Gdyśmy tak rozważali problem bezdomności spowodowanej chęcią wyrównania szans, spojrzałem na parking w przebudowie i nagle mnie olśniło. Zamiast myśleć schematycznie i szukać stereotypowych rozwiązań, możemy przecież spojrzeć szerzej i dalej. Zamiast powielać szablony innych uniwersytetów, zaproponujmy światu coś nowego, coś na miarę XXI wieku. Oto stoi przed nami olbrzymia szansa uruchomienia pierwszego w świecie drive-in university. Są kina drive-in, są takie restauracje, dlaczego nie uniwersytety? Wystarczy zainwestować w duży ekran i już można wykładać (korzystając z tych przemyślnych gadżetów epoki elektronicznej) nie ruszając się z samochodu dla studentów, którzy też będą siedzieć w swych pojazdach. Jak się ekran podzieli, to naraz mogłoby się odbywać kilka różnych wykładów. Cóż za wygoda w układaniu planu zajęć, który rozbija się o brak sal!
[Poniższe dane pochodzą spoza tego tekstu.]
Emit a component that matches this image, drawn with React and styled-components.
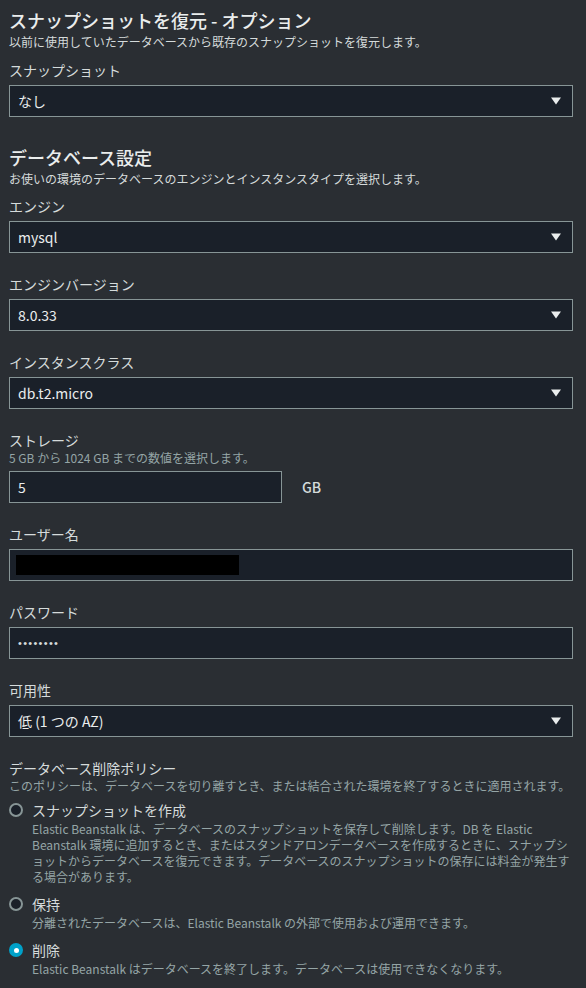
import React from 'react';
import styled, {createGlobalStyle} from 'styled-components';

const GlobalStyle = createGlobalStyle`
    html, body {
        margin: 0;
        padding: 0;
        background: #2a2e33;
    }
    body {
        font-family: "Noto Sans CJK JP", "Noto Sans", sans-serif;
        color: #d5dbdb;
        -webkit-font-smoothing: antialiased;
    }
`;

const Page = styled.div`
    padding: 9px 13px 12px 9px;
    display: flex;
    flex-direction: column;
`;

const Section = styled.section`
    display: flex;
    flex-direction: column;
    & + & {
        margin-top: 29px;
    }
`;

const Title = styled.h2`
    margin: 0;
    font-size: 18px;
    line-height: 22px;
    font-weight: 500;
    color: #eaeded;
`;

const Subtitle = styled.p`
    margin: 3px 0 0;
    font-size: 12px;
    line-height: 16px;
    color: #d5dbdb;
`;

const Fields = styled.div`
    display: flex;
    flex-direction: column;
    gap: 21px;
    margin-top: ${({$offset}) => $offset}px;
`;

const Field = styled.div`
    display: flex;
    flex-direction: column;
`;

const Label = styled.div`
    font-size: 14px;
    line-height: 20px;
    color: #d5dbdb;
`;

const Hint = styled.div`
    font-size: 12px;
    line-height: 16px;
    color: #95a5a6;
`;

const Control = styled.div`
    margin-top: 5px;
`;

const Box = styled.div`
    box-sizing: border-box;
    height: 32px;
    width: ${({$width}) => ($width ? `${$width}px` : '100%')};
    display: flex;
    align-items: center;
    justify-content: space-between;
    padding: 0 8px 0 8px;
    background: #1a2029;
    border: 1px solid #879596;
    font-size: 14px;
    color: #eaeded;
`;

const Caret = () => (
    <svg width="16" height="16" viewBox="0 0 16 16">
        <polygon points="3,4.5 13,4.5 8,11.5" fill="#eaeded" />
    </svg>
);

const Select = ({value}) => (
    <Box>
        <span>{value}</span>
        <Caret />
    </Box>
);

const Row = styled.div`
    display: flex;
    align-items: center;
    gap: 20px;
`;

const Unit = styled.span`
    font-size: 14px;
    font-weight: 500;
    color: #d5dbdb;
`;

const Redacted = styled.div`
    width: 223px;
    height: 20px;
    margin-left: -2px;
    background: #000;
`;

const Dots = styled.span`
    font-family: "Liberation Sans", sans-serif;
    font-size: 11px;
    letter-spacing: 1.3px;
    color: #d5dbdb;
`;

const RadioList = styled.div`
    display: flex;
    flex-direction: column;
    gap: 9px;
    margin-top: 6px;
`;

const RadioItem = styled.div`
    display: flex;
    flex-direction: column;
`;

const RadioHead = styled.div`
    display: flex;
    align-items: center;
    gap: 9px;
    font-size: 14px;
    line-height: 20px;
    color: #d5dbdb;
`;

const Circle = styled.span`
    box-sizing: border-box;
    width: 14px;
    height: 14px;
    border-radius: 50%;
    flex-shrink: 0;
    display: flex;
    align-items: center;
    justify-content: center;
    background: ${({$checked}) => ($checked ? '#00a1c9' : '#1a2029')};
    border: 2px solid ${({$checked}) => ($checked ? '#00a1c9' : '#879596')};
    &::after {
        content: '';
        display: ${({$checked}) => ($checked ? 'block' : 'none')};
        width: 5px;
        height: 5px;
        border-radius: 50%;
        background: #fff;
    }
`;

const RadioDesc = styled.div`
    margin-top: 1px;
    padding-left: 23px;
    font-size: 12px;
    line-height: 16px;
    color: #95a5a6;
    white-space: nowrap;
`;

const policies = [
    {
        label: 'スナップショットを作成',
        lines: [
            'Elastic Beanstalk は、データベースのスナップショットを保存して削除します。DB を Elastic',
            'Beanstalk 環境に追加するとき、またはスタンドアロンデータベースを作成するときに、スナップシ',
            'ョットからデータベースを復元できます。データベースのスナップショットの保存には料金が発生す',
            'る場合があります。',
        ],
    },
    {
        label: '保持',
        lines: ['分離されたデータベースは、Elastic Beanstalk の外部で使用および運用できます。'],
    },
    {
        label: '削除',
        lines: ['Elastic Beanstalk はデータベースを終了します。データベースは使用できなくなります。'],
        checked: true,
    },
];

const App = () => (
    <>
        <GlobalStyle />
        <Page>
            <Section>
                <Title>スナップショットを復元 - オプション</Title>
                <Subtitle>以前に使用していたデータベースから既存のスナップショットを復元します。</Subtitle>
                <Fields $offset={10}>
                    <Field>
                        <Label>スナップショット</Label>
                        <Control>
                            <Select value="なし" />
                        </Control>
                    </Field>
                </Fields>
            </Section>

            <Section>
                <Title>データベース設定</Title>
                <Subtitle>お使いの環境のデータベースのエンジンとインスタンスタイプを選択します。</Subtitle>
                <Fields $offset={9}>
                    <Field>
                        <Label>エンジン</Label>
                        <Control>
                            <Select value="mysql" />
                        </Control>
                    </Field>
                    <Field>
                        <Label>エンジンバージョン</Label>
                        <Control>
                            <Select value="8.0.33" />
                        </Control>
                    </Field>
                    <Field>
                        <Label>インスタンスクラス</Label>
                        <Control>
                            <Select value="db.t2.micro" />
                        </Control>
                    </Field>
                    <Field>
                        <Label>ストレージ</Label>
                        <Hint>5 GB から 1024 GB までの数値を選択します。</Hint>
                        <Control>
                            <Row>
                                <Box $width={273}>
                                    <span>5</span>
                                </Box>
                                <Unit>GB</Unit>
                            </Row>
                        </Control>
                    </Field>
                    <Field>
                        <Label>ユーザー名</Label>
                        <Control>
                            <Box>
                                <Redacted />
                            </Box>
                        </Control>
                    </Field>
                    <Field>
                        <Label>パスワード</Label>
                        <Control>
                            <Box>
                                <Dots>••••••••</Dots>
                            </Box>
                        </Control>
                    </Field>
                    <Field>
                        <Label>可用性</Label>
                        <Control>
                            <Select value="低 (1 つの AZ)" />
                        </Control>
                    </Field>
                    <Field>
                        <Label>データベース削除ポリシー</Label>
                        <Hint>このポリシーは、データベースを切り離すとき、または結合された環境を終了するときに適用されます。</Hint>
                        <RadioList>
                            {policies.map(p => (
                                <RadioItem key={p.label}>
                                    <RadioHead>
                                        <Circle $checked={p.checked} />
                                        {p.label}
                                    </RadioHead>
                                    <RadioDesc>
                                        {p.lines.map((line, i) => (
                                            <div key={i}>{line}</div>
                                        ))}
                                    </RadioDesc>
                                </RadioItem>
                            ))}
                        </RadioList>
                    </Field>
                </Fields>
            </Section>
        </Page>
    </>
);

export default App;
Rozwijałem swój pomysł, ale on się skrzywił i stwierdził, że już raczej wolałby wskrzesić klasyczną tradycję szkół perypatetycznych: niechby sobie mistrzowie spacerowali w otoczeniu słuchaczy i głosili im prawdę; tak byłoby znacznie zdrowiej. Ewentualnie można by rozważyć wariant rowerowych ścieżek wykładowych. Przerwaliśmy jednak, bo właśnie przechodziły dwie perypatetyczki o bardzo atrakcyjnej powierzchowności. "Zauważyłeś" - spytał kolega - "że dawniej nie było tylu ładnych dziewcząt?" Zgodziłem się, że teraz jest więcej ładnych niż w PRL-u, prawdę mówiąc teraz wszystkie są ładne.